Caning not the answer, say former addicts


  • Nation
  • Saturday, 18 Mar 2017

PETALING JAYA: Harsh action such as caning drug addicts will not work – this is the frank opinion of drug addicts who have kicked the habit and turned over a new leaf.

Kenosis Home Drug Rehabilita­tion centre head Pastor Richard Lee said he was totally against caning drug addicts.

“I have no sympathy for drug traffickers or pushers but drug addicts need attention and care. I believe instilling a fear of God in them will help,” he said.

The former addict criticised PAS MP Datuk Dr Nik Mazian Nik Mohamad for suggesting in Parlia­ment on Thursday that drug addicts should be caned as they “are most afraid of pain”.

“He is simply shooting his mouth without thinking. Caning can never bring any positive result. It is kindness and genuine concern which will help,” he added.

Pastor Lee, 68, said he has been helping 120 hardcore addicts at his centre in Tropicana here over the past 15 years.

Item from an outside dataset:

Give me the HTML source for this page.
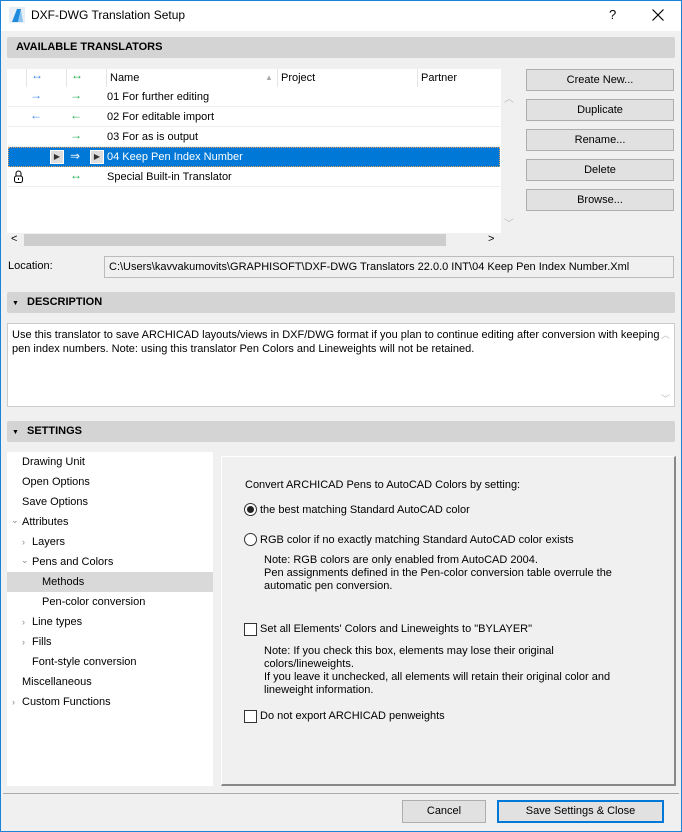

Another former drug addict Michael Tan, 61, now a successful businessman, spoke out against the proposal.

“That is something that is last on my mind, I am also helping out with drug addicts and based on experience, it is love, care and concern that wins the day.

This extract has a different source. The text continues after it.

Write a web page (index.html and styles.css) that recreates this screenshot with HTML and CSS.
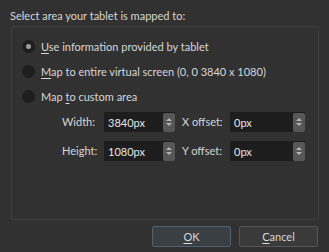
FILE: index.html
```html
<!DOCTYPE html>
<html>
<head>
<meta charset="utf-8">
<link rel="stylesheet" href="styles.css">
</head>
<body>
<div class="dialog">
  <div class="title">Select area your tablet is mapped to:</div>
  <div class="group">
    <label class="radio-row"><span class="radio checked"></span><span><u>U</u>se information provided by tablet</span></label>
    <label class="radio-row"><span class="radio"></span><span><u>M</u>ap to entire virtual screen (0, 0 3840 x 1080)</span></label>
    <label class="radio-row"><span class="radio"></span><span>Map <u>t</u>o custom area</span></label>
    <div class="spin-grid">
      <span class="lbl">Width:</span>
      <div class="spin w1"><span class="val">3840px</span><span class="arrows"><i class="up"></i><i class="down"></i></span></div>
      <span class="lbl lbl2">X offset:</span>
      <div class="spin w2"><span class="val">0px</span><span class="arrows"><i class="up"></i><i class="down"></i></span></div>
      <span class="lbl">Height:</span>
      <div class="spin w1"><span class="val">1080px</span><span class="arrows"><i class="up"></i><i class="down"></i></span></div>
      <span class="lbl lbl2">Y offset:</span>
      <div class="spin w2"><span class="val">0px</span><span class="arrows"><i class="up"></i><i class="down"></i></span></div>
    </div>
  </div>
  <div class="buttons">
    <button class="btn default"><u>O</u>K</button>
    <button class="btn"><u>C</u>ancel</button>
  </div>
</div>
</body>
</html>
```

FILE: styles.css
```css
html, body {
  margin: 0;
  padding: 0;
  background: #313131;
}
body {
  width: 329px;
  height: 252px;
  overflow: hidden;
  font-family: "Lato", sans-serif;
  font-size: 11px;
  color: #d6d6d6;
  white-space: nowrap;
}
u {
  text-decoration: underline;
  text-underline-offset: 2px;
}
.dialog {
  padding: 6px 0 0 0;
}
.title {
  height: 19px;
  line-height: 19px;
  padding-left: 10px;
}
.group {
  margin: 1px 0 0 11px;
  width: 308px;
  height: 194px;
  border: 1px solid #3f3f3f;
  border-radius: 2px;
  padding-top: 6px;
  box-sizing: border-box;
}
.radio-row {
  display: flex;
  align-items: center;
  height: 26px;
  padding-left: 10px;
  gap: 6px;
}
.radio-row:nth-child(2),
.radio-row:nth-child(3) {
  height: 25px;
}
.radio {
  width: 13px;
  height: 13px;
  border-radius: 50%;
  background: #1e1e1e;
  display: flex;
  align-items: center;
  justify-content: center;
}
.radio.checked::after {
  content: "";
  width: 5px;
  height: 5px;
  border-radius: 50%;
  background: #9c9c9c;
}
.spin-grid {
  display: grid;
  grid-template-columns: 42px 71px 55px 75px;
  grid-auto-rows: 20px;
  row-gap: 9px;
  margin: 3px 0 0 50px;
  align-items: center;
}
.lbl {
  line-height: 20px;
}
.lbl2 {
  padding-left: 7px;
}
.spin {
  height: 20px;
  background: #1d1d1d;
  display: flex;
  align-items: center;
  justify-content: space-between;
  box-sizing: border-box;
  padding-left: 4px;
}
.spin .val {
  color: #e4e4e4;
}
.arrows {
  width: 12px;
  height: 19px;
  background: #575757;
  border-radius: 2px;
  display: flex;
  flex-direction: column;
  align-items: center;
  justify-content: center;
  gap: 2px;
}
.arrows i {
  width: 0;
  height: 0;
  border-left: 3px solid transparent;
  border-right: 3px solid transparent;
}
.arrows .up {
  border-bottom: 3px solid #b4b4b4;
}
.arrows .down {
  border-top: 3px solid #b4b4b4;
}
.buttons {
  display: flex;
  justify-content: flex-end;
  gap: 8px;
  margin: 6px 11px 0 0;
}
.btn {
  width: 79px;
  height: 21px;
  font-family: "Lato", sans-serif;
  font-size: 11px;
  color: #d8d8d8;
  background: #3a3a3a;
  border: 1px solid #555555;
  border-radius: 2px;
  padding: 0;
  line-height: 19px;
}
.btn.default {
  background: #3a3f44;
  border-color: #4f6070;
}
```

“I have seen this happening over and over again, I feel for the drug addicts and know exactly what they are feeling and what should be done next. Caning is never a solution,” he added.

Tan said he was also involved in a Christian group helping drug addicts get back on their feet and become independent, apart from giving motivational talks to the masses on drug addiction.

Meanwhile, MCA religious harmony bureau deputy chairman Datuk Ng Chok Sin also hit out at Dr Nik Mazian, saying it was ridiculous to assume that “fear of the lash will discourage drug users”.

“Representing a religious-based party, surely Dr Nik Mazian is aware that religious counselling coupled with strong emotional support from family, friends and guidance officers can contribute better towards drug addicts turning over a new leaf,” Ng said in a statement yesterday.

Ng said there were already laws that targeted drug abuse and trafficking.

“The ugly truth is that we do not live in a perfect world and these laws and punishments have not translated into removing all forms of criminal offences and addictions,” he said.

He said there were also rehabilitation and education programmes by the National Anti-Drugs Agency as well as NGOs offering halfway homes for drug addicts.

“Prevention is better than cure. PAS should address the reasons why people turn to drugs rather than simply spewing ‘rotan this and that’,” said Ng.